While traffic on most major freeway sections moved only slightly up or down, some showed increases of nearly 9% or declines of almost 3% during the period analyzed.
“I think we’re immune,” said Los Angeles resident Marco Falcon, 44, who shrugged when told about the finding.
The data supports more than two decades of research showing that U.S. demand for gasoline is mostly inelastic – meaning drivers are either unwilling or unable to change their habits even when prices spike.
Indeed, a paper published by the National Bureau of Economic Research in 2006 found that drivers changed their habits much less during gasoline price surges in the 2000s than they did during the oil shock of the 1970s.
The average price for a gallon of regular gas in Los Angeles was $6.07 on Monday, up almost 28% from a year ago and 36% above the national average, according to data from automobile club AAA.
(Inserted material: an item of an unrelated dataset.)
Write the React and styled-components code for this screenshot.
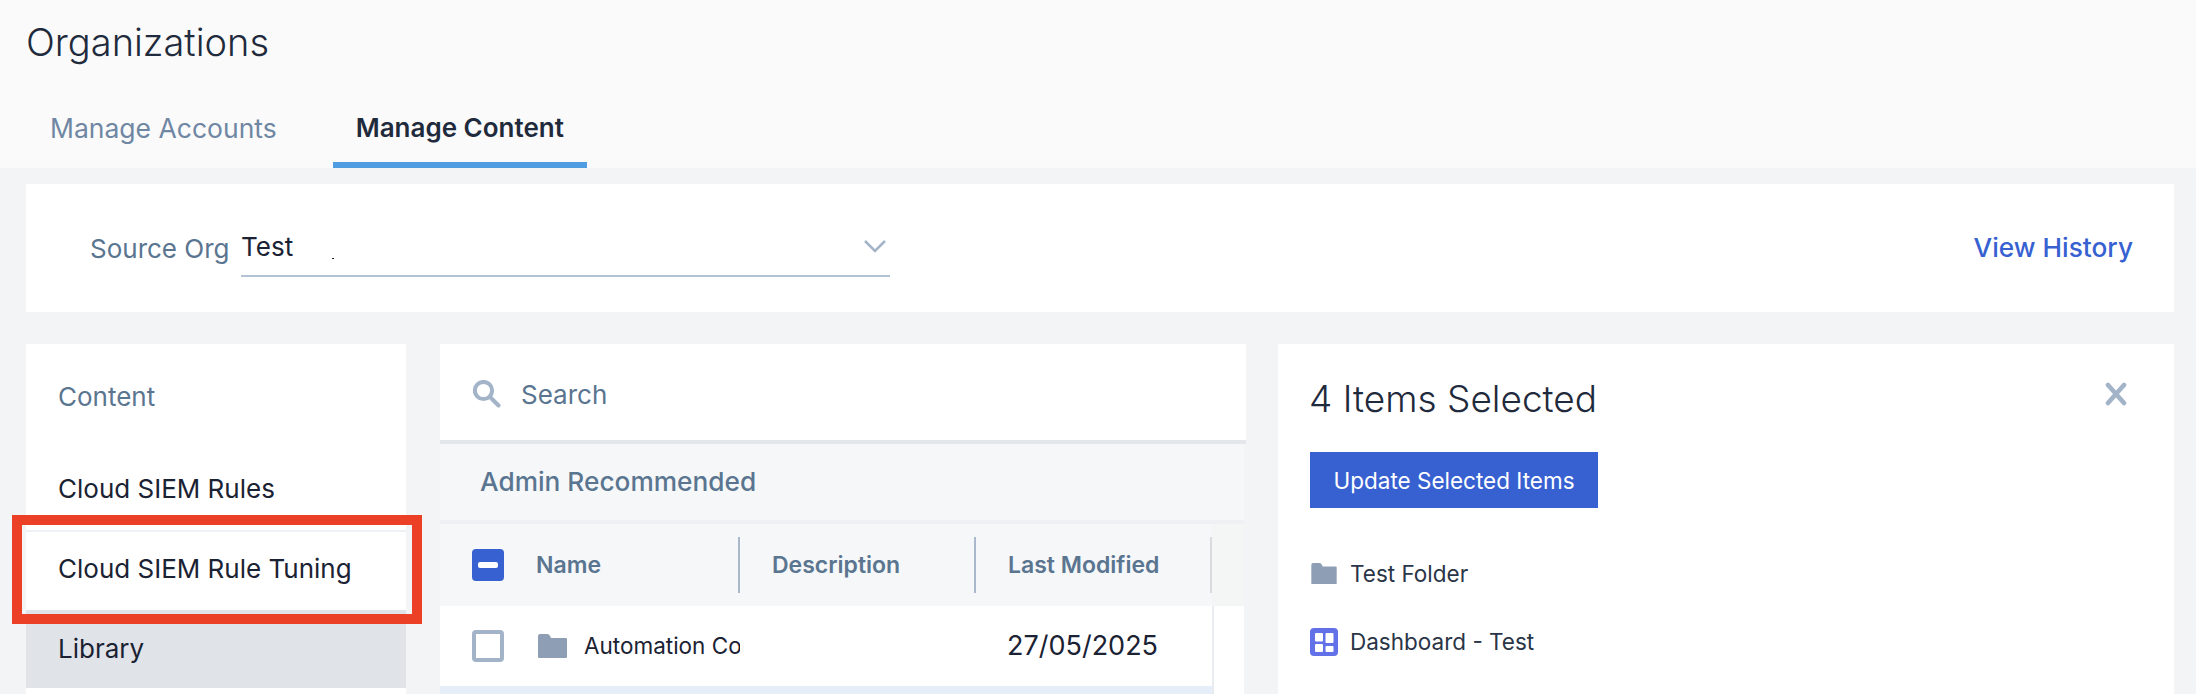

While nobody likes paying more for gas, Falcon said, Los Angeles drivers understand the nation’s highest gas prices are just part of living in car-obsessed California.
“You just gotta figure out what your priorities are,” said Falcon, who continues to drive because using lower-cost buses would take three to four times longer.
“Time is money for me.”
Total weekday bus and train ridership was up 1.6% year-on-year for the combined months of March and April, while passenger miles rose 0.8%, according to data from the Los Angeles County Metropolitan Transportation Authority (LA Metro).
While high gas prices may have contributed to the gains, the network also has added new stations and expanded to new areas, an agency spokesperson said.
“People don’t change their behavior much,” said Brian Taylor, a research fellow at the Institute of Transportation Studies at the University of California, Los Angeles.
If traffic sometimes seems lighter in Los Angeles, Taylor said, it is because small reductions in vehicles on the city’s near-capacity freeways create outsized changes in flow.
“A 10% drop in traffic can result in a 40% or 50% drop in delay,” Taylor said.